I was very happy to receive a reply from Illcommonz, in response to questions I sent regarding the meaning of “Anthropologix,” what the words were next to the MTV logo on the screen (I was not sure if I had read them clearly), and to ask questions about the makers of the film. The response I received added some important clarification, but was also very encouraging where “open anthropology” is concerned.

Illcommonz explained that the meaning of the term “anthropologix” is “NOT Anthropology,” as in not the academic discipline (genre was the word used). The MTV logo was inserted by the video creators, not because it was shown on MTV, as I thought (I fell for it), but as a sign of contemporaneity.

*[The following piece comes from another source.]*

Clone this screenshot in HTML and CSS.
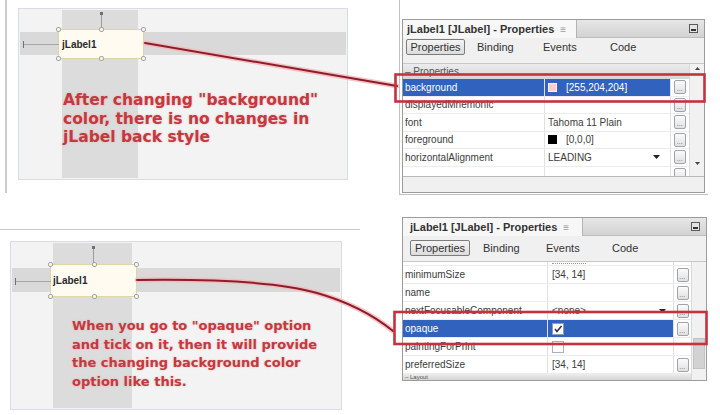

Illcommonz explained that he lectures at a university, and is an artist-activist-anthropologist who teaches anarchist anthropology. He explained that the title of his course, “bunka jinrui gaku kaiho kouza”, means lectures in open anthropology.


I wanted to add one short note, to the extent that there are any similarities or overlaps. This is not the first time that I have been inspired by the beautiful renegade work of independent, anarchist, artist-researchers. One of those that I have known for several years — and I am not sure who I have known since they preserve their individual anonymity and shift their locus of production and communication from Brazil to Jamaica to the Pacific — is a collective called The Fire This Time. I was struck by this group on two accounts at first: “the fire next time” is a line from the 3-Canal song “Talk Yuh Talk” featured on this blog; second, the revolutionary reinterpretation of the figure of the Black Indian in TFTT is echoed in the Black Indian in Trinidad’s Carnival, and 3-Canal also adopted the Black Indian theme in the late 1990s. With respect to TFTT, readers can visit my neighbouring blog.


Slowly but surely, with the aid of Roi Kwabena, Illcommonz, and The Fire This Time, I am inching my way towards painting some image of what an open anthropology can be. In the meantime, let me end with a segment of a poem by Federico García Lorca, which explains at least one of the directions in the relationship between anthropology and public in open anthropology:

The poem, the song, the picture is only water drawn from the well of the people, and it should be given back them in a cup of beauty so that they may drink — and in drinking — understand themselves.